Susan Omand calls shotgun and watches An Actor Prepares...
"It's like being shot in the chest by a fat person..."
I rather enjoyed this. And that kind of surprised me a bit because the whole “no action, no suspense” light comedy road-trip thing is not usually my choice of viewing but it was the casting that persuaded me to try An Actor Prepares and I’m very glad I did. I mean, Jeremy Irons and Jack Huston – how could you not?
Irons plays a hugely famous, hard-drinking, hard-partying film actor, Atticus Smith, who, at the age of 70, gets his lifetime achievement award at a big bash in LA and promptly has a heart attack. He ends up in hospital where he gets told that he’ll have to have an operation to sort the problem in order to be recovered enough to play God in his next film. However, his only daughter Annabelle (Mamie Gummer) is getting married in New York the next week, to an ex-baseball star from Chicago, and Atticus has to be there. Only the doctors won’t allow him to fly with his heart condition. The solution Annabelle comes up with is for Atticus to take a road trip, with a nurse just in case, accompanied by his estranged son Adam (Jack Huston), a clean-living, vegetarian, feminist documentary maker who has his own personal problems to deal with. Atticus is discharged from hospital the next day into Adam’s care and that of a nurse/driver, who happens to be a Hells Angel recruited by the film’s producer to make sure Atticus is going to be well enough to play God rather than meet God, and they set off, from LA to New York, in a tour bus. Atticus has pills to take regularly and is under strict instructions not to drink, smoke, or eat fried food or sugar… so you just know that this is going to be a fun trip.

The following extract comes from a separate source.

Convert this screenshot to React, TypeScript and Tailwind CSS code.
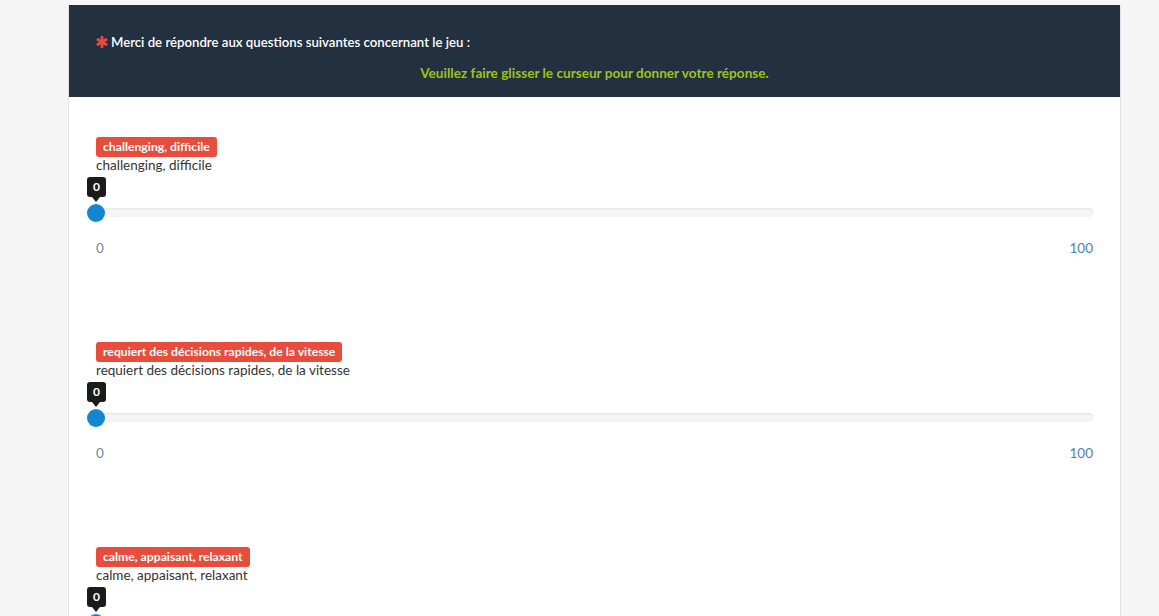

And it was fun but not in the crass, slapstick joke way you’d expect (even though there is nudity, swearing, alcohol and drugs by the bucketload but no actual violence), not least because Atticus manages to ditch the nurse/Angel at the first campsite. From then on, although the road-trip story did go exactly as you would expect it to with two antagonistic parties starting to get along together and bond with every scrape they get into, it was the on-screen chemistry between Atticus and Adam that made this film for me. I’ve enjoyed the work of both actors separately and, individually, their characters in this film were both written and played with a lot of depth and poignancy as they each dealt with processing their own issues, but it’s the spark between them as they interacted with each other that just lit up the screen. This was a father/son dynamic that I completely bought into rather than being, as it could have so easily been with other actors in the roles, a clichéd and over-blown role-reversal. As an aside I also really enjoyed the level of detail that went into Atticus’ filmography and had a good giggle at some of the titles while half recognising some of the films on the posters like the Turner and Hooch-esque buddy movie Cops & Slobbers. Anyway.

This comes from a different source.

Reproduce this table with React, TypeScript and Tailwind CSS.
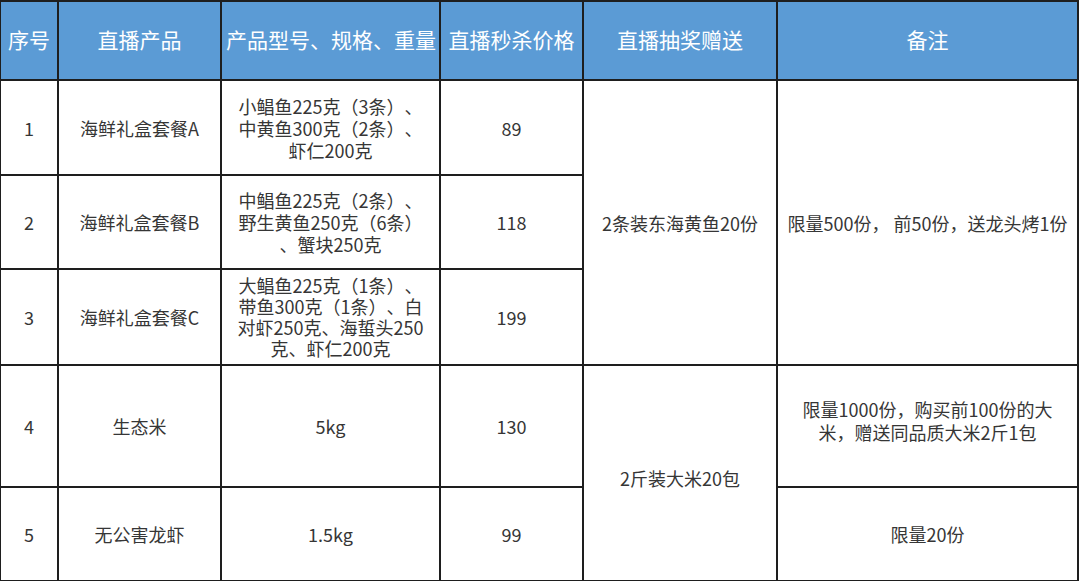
const headers = ["序号", "直播产品", "产品型号、规格、重量", "直播秒杀价格", "直播抽奖赠送", "备注"];

const cell = "border-2 border-[#1e1e1e] text-center align-middle px-1";

export default function App() {
  return (
    <div
      className="w-[1080px] h-[581px] bg-white overflow-hidden [text-spacing-trim:space-all]"
      style={{ fontFamily: '"Noto Sans CJK SC", "Noto Sans", sans-serif' }}
    >
      <table className="table-fixed border-collapse w-[1078px] text-[#363636] text-[18px] leading-[22px] -ml-px">
        <colgroup>
          <col className="w-[58px]" />
          <col className="w-[163px]" />
          <col className="w-[219px]" />
          <col className="w-[143px]" />
          <col className="w-[194px]" />
          <col className="w-[301px]" />
        </colgroup>
        <thead>
          <tr className="h-[79px] bg-[#5b9bd5] text-white text-[21px]">
            {headers.map((h) => (
              <th key={h} className={`${cell} font-normal whitespace-nowrap px-0 pb-[4px]`}>
                {h}
              </th>
            ))}
          </tr>
        </thead>
        <tbody>
          <tr className="h-[95px]">
            <td className={cell}>1</td>
            <td className={cell}>海鲜礼盒套餐A</td>
            <td className={`${cell} whitespace-nowrap px-0`}>
              小鲳鱼225克（3条）、<br />中黄鱼300克（2条）、<br />虾仁200克
            </td>
            <td className={cell}>89</td>
            <td className={cell} rowSpan={3}>2条装东海黄鱼20份</td>
            <td className={`${cell} whitespace-nowrap px-0`} rowSpan={3}>限量500份， 前50份，送龙头烤1份</td>
          </tr>
          <tr className="h-[94px]">
            <td className={cell}>2</td>
            <td className={cell}>海鲜礼盒套餐B</td>
            <td className={`${cell} whitespace-nowrap px-0`}>
              中鲳鱼225克（2条）、<br />野生黄鱼250克（6条）<br />、蟹块250克
            </td>
            <td className={cell}>118</td>
          </tr>
          <tr className="h-[96px]">
            <td className={cell}>3</td>
            <td className={cell}>海鲜礼盒套餐C</td>
            <td className={`${cell} whitespace-nowrap px-0 leading-[21px]`}>
              大鲳鱼225克（1条）、<br />带鱼300克（1条）、白<br />对虾250克、海蜇头250<br />克、虾仁200克
            </td>
            <td className={cell}>199</td>
          </tr>
          <tr className="h-[122px]">
            <td className={cell}>4</td>
            <td className={cell}>生态米</td>
            <td className={cell}>5kg</td>
            <td className={cell}>130</td>
            <td className={`${cell} pt-[10px]`} rowSpan={2}>2斤装大米20包</td>
            <td className={`${cell} pb-[10px] leading-[23px] whitespace-nowrap px-0`}>
              限量1000份，购买前100份的大<br />米，赠送同品质大米2斤1包
            </td>
          </tr>
          <tr className="h-[94px]">
            <td className={cell}>5</td>
            <td className={cell}>无公害龙虾</td>
            <td className={cell}>1.5kg</td>
            <td className={cell}>99</td>
            <td className={cell}>限量20份</td>
          </tr>
        </tbody>
      </table>
    </div>
  );
}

I just wish that their post-production budget could have been big enough that they could have afforded better CGI as the green-screening of the passing countryside through which they were driving was horribly obvious and pulled me out of the moment but that is pretty much the only quibble I had with what is a fun and funny film, and a heart-warming, smile-inducing way to pass a damp and dreary afternoon.